I would now like to address you, cinema artists, to invite you to be even more aware of your responsibility.

The cinema can become the interpreter of this natural propensity and be a place for reflection, for appeal to values, for invitation to dialogue and for communion ... The best way of ensuring the cinema meets these ideals is for us to give our patronage to that which is worthwhile and uplifting, and avoid the rubbish that panders to baser instincts.

I would now like to cite the related issues of violence and sex in our media. These presentations are demeaning of human dignity. They expose us, in our participation as spectators, to the unfolding evil that is burnt into our consciousness.

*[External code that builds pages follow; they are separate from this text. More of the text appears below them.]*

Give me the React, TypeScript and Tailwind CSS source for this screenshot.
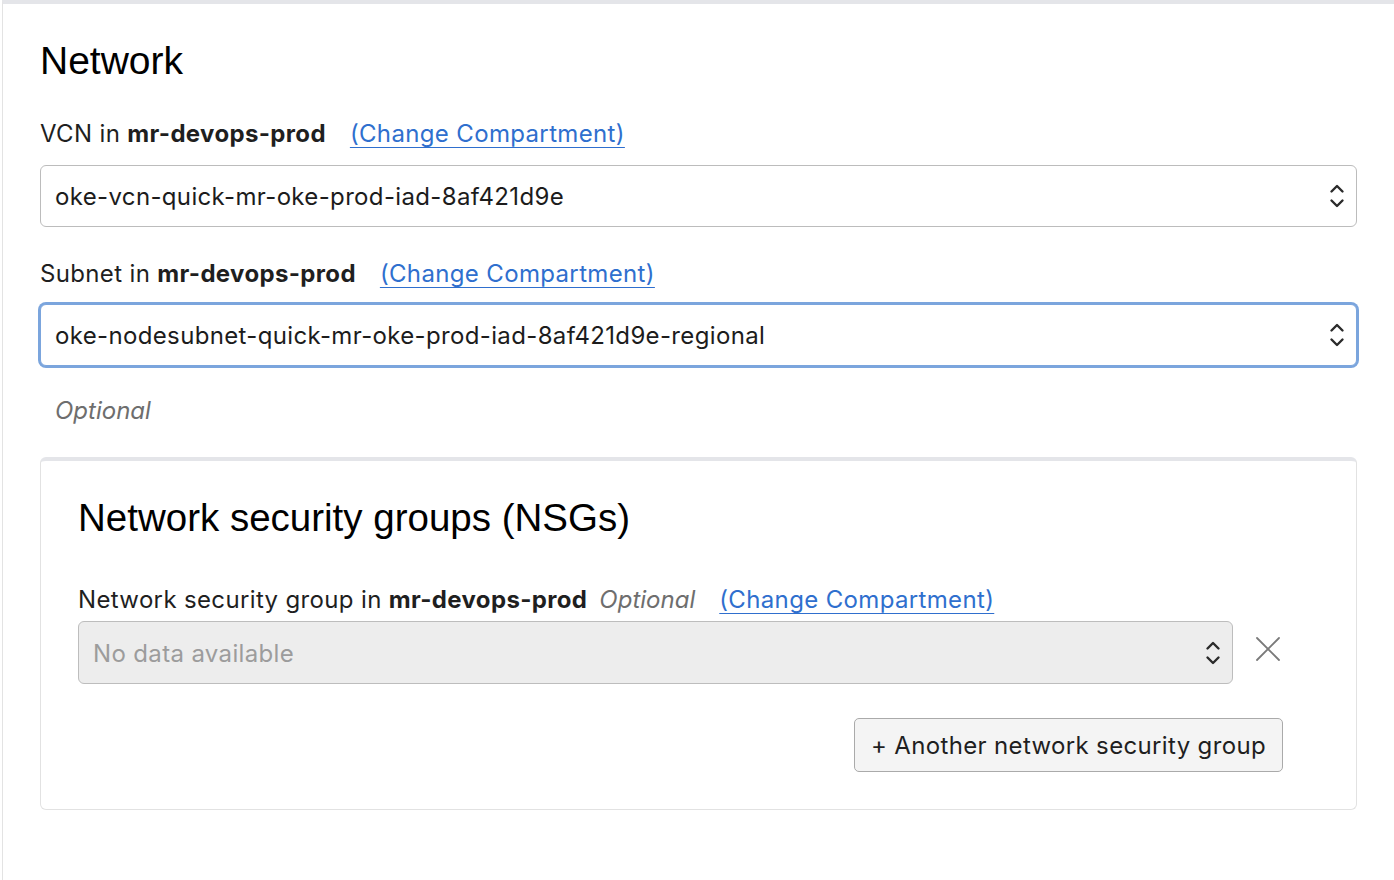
const body = "font-['Inter','Liberation_Sans',sans-serif] tracking-[0.35px]"
const heading = "font-['Liberation_Sans','Arial',sans-serif] tracking-normal"

function Chevrons() {
  return (
    <svg width="18" height="28" viewBox="0 0 18 28" fill="none" stroke="#2b2b2b" strokeWidth="2.4" strokeLinecap="round" strokeLinejoin="round">
      <path d="M3.5 9.5 L9 4 L14.5 9.5" />
      <path d="M3.5 18.5 L9 24 L14.5 18.5" />
    </svg>
  )
}

function ChangeLink() {
  return (
    <a href="#" className="text-[#2f6fce] underline decoration-1 underline-offset-[5px]">
      (Change Compartment)
    </a>
  )
}

function Select({ value, focused }: { value: string; focused?: boolean }) {
  return (
    <div
      className={
        focused
          ? "flex h-[62px] items-center justify-between rounded-[6px] border border-[#7ba5dd] bg-white pl-[14px] pr-[10px] ring-2 ring-[#7ba5dd]"
          : "flex h-[62px] items-center justify-between rounded-[6px] border border-[#bcbcbc] bg-white pl-[14px] pr-[10px]"
      }
    >
      <span className="pt-[2px] text-[24px] text-[#1c1c1c]">{value}</span>
      <Chevrons />
    </div>
  )
}

export default function App() {
  return (
    <div className={`min-h-screen bg-white ${body}`}>
      <div className="ml-[2px] min-h-[880px] border-l border-t-4 border-[#e4e5e9] border-l-[#e3e3e3] pb-10 pl-[37px] pr-[37px] pt-[34px]">
        <h1 className={`${heading} text-[39px] leading-[46px] text-black`}>Network</h1>

        <div className="mt-[35px] flex items-center gap-[24px] text-[24px] leading-[30px] text-[#1f1f1f]">
          <span>
            VCN in <b className="font-bold">mr-devops-prod</b>
          </span>
          <ChangeLink />
        </div>
        <div className="mt-[16px]">
          <Select value="oke-vcn-quick-mr-oke-prod-iad-8af421d9e" />
        </div>

        <div className="mt-[32px] flex items-center gap-[24px] text-[24px] leading-[30px] text-[#1f1f1f]">
          <span>
            Subnet in <b className="font-bold">mr-devops-prod</b>
          </span>
          <ChangeLink />
        </div>
        <div className="mt-[15px]">
          <Select value="oke-nodesubnet-quick-mr-oke-prod-iad-8af421d9e-regional" focused />
        </div>

        <p className="mt-[30px] pl-[15px] text-[24px] italic leading-[30px] tracking-normal text-[#6e6e6e]">Optional</p>

        <section className="mt-[31px] rounded-[6px] border border-t-4 border-[#e2e2e2] border-t-[#e4e5e9] pb-[37px] pl-[37px] pr-[73px] pt-[34px]">
          <h2 className={`${heading} text-[38.5px] leading-[46px] text-black`}>Network security groups (NSGs)</h2>

          <div className="mt-[44px] flex items-center gap-[24px] text-[24px] leading-[30px] text-[#1f1f1f]">
            <span>
              Network security group in <b className="font-bold">mr-devops-prod</b>
              <i className="ml-[12px] tracking-normal text-[#6e6e6e]">Optional</i>
            </span>
            <ChangeLink />
          </div>

          <div className="mt-[6px] flex items-center gap-[20px]">
            <div className="flex h-[63px] flex-1 items-center justify-between rounded-[6px] border border-[#bdbdbd] bg-[#ededed] pl-[14px] pr-[10px]">
              <span className="pt-[2px] text-[24px] text-[#9c9c9c]">No data available</span>
              <Chevrons />
            </div>
            <svg width="30" height="30" viewBox="0 0 30 30" className="mb-[8px]" stroke="#7a7a7a" strokeWidth="1.8" strokeLinecap="round">
              <path d="M4 4 L26 26" />
              <path d="M26 4 L4 26" />
            </svg>
          </div>

          <div className="mt-[34px] flex justify-end">
            <button className="h-[54px] rounded-[5px] border border-[#aaaaaa] bg-[#f4f4f4] px-[16px] pt-[2px] text-[24px] text-[#1f1f1f]">
              + Another network security group
            </button>
          </div>
        </section>
      </div>
    </div>
  )
}
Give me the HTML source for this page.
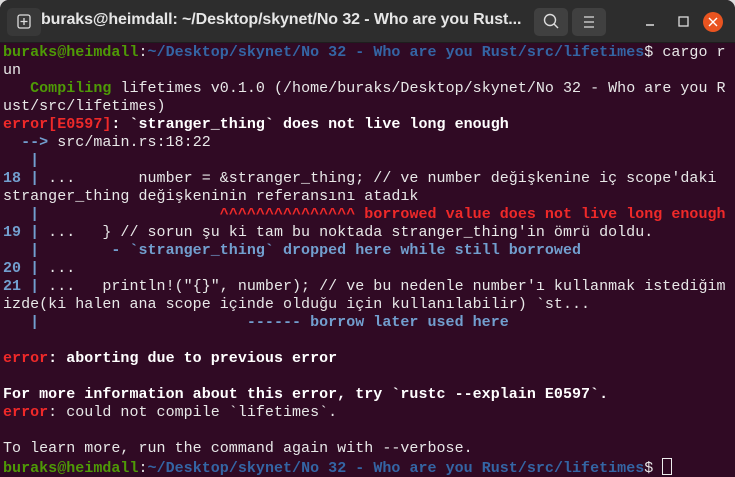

This is especially true for the young, who are particularly vulnerable and impressionable.

I am also very grateful to have been provided with a copy of a very relevant book from the local pastor of the Ashfield Presbyterian Church, the Reverend Peter Hastie. The book is On Killing, written by Lieutenant Colonel Dave Grossman. This authoritative text deals with the psychological cost of learning to kill in war and society. The Reverend Peter Hastie also provided me with a copy of an article published in the Australian Presbyterian, titled `Trained to Kill', also written by Lieutenant Colonel Grossman, which explains how the media conditions children to pull the trigger. Lieutenant Colonel Grossman identifies, in his chapter titled `Killing in America', the incidence of desensitisation of children at the movies and `operant conditioning at the video arcade'. He further highlights the importance of social learning through the media. Lieutenant Colonel Grossman then goes on to identify ways in which we, as a society, must resensitise society through these same media.

Church leaders and military and psychology experts agree that there is a causal link between what we see in the media and how persons behave. Many crimes can be linked to violence portrayed in the movies. Therefore, the parliament has a moral responsibility, together with parents and other moral and legal guardians, to protect the societal and religious values of those who are too young or too frail to protect themselves from such influence. The young, with a higher propensity to go to movies, are the ones whose minds are so adversely affected by violence and sexual content. Such content weakens their moral tendency towards their natural state of human dignity and moves their intellect towards a degraded mode of human existence. Our duty is to protect the young and others from the unscrupulous movie producers and distributors who seek to make ill-gotten gains by poisoning the minds of people and mocking the churches and other groups to obtain cheap publicity. I commend church leaders like Father Lucas and the Reverend Peter Hastie in their efforts to defend public morality. We, as members of parliament, also have a duty to defend those who are most vulnerable from the villains who seek to diminish, degrade, obstruct or otherwise contaminate those cherished spiritual and societal values.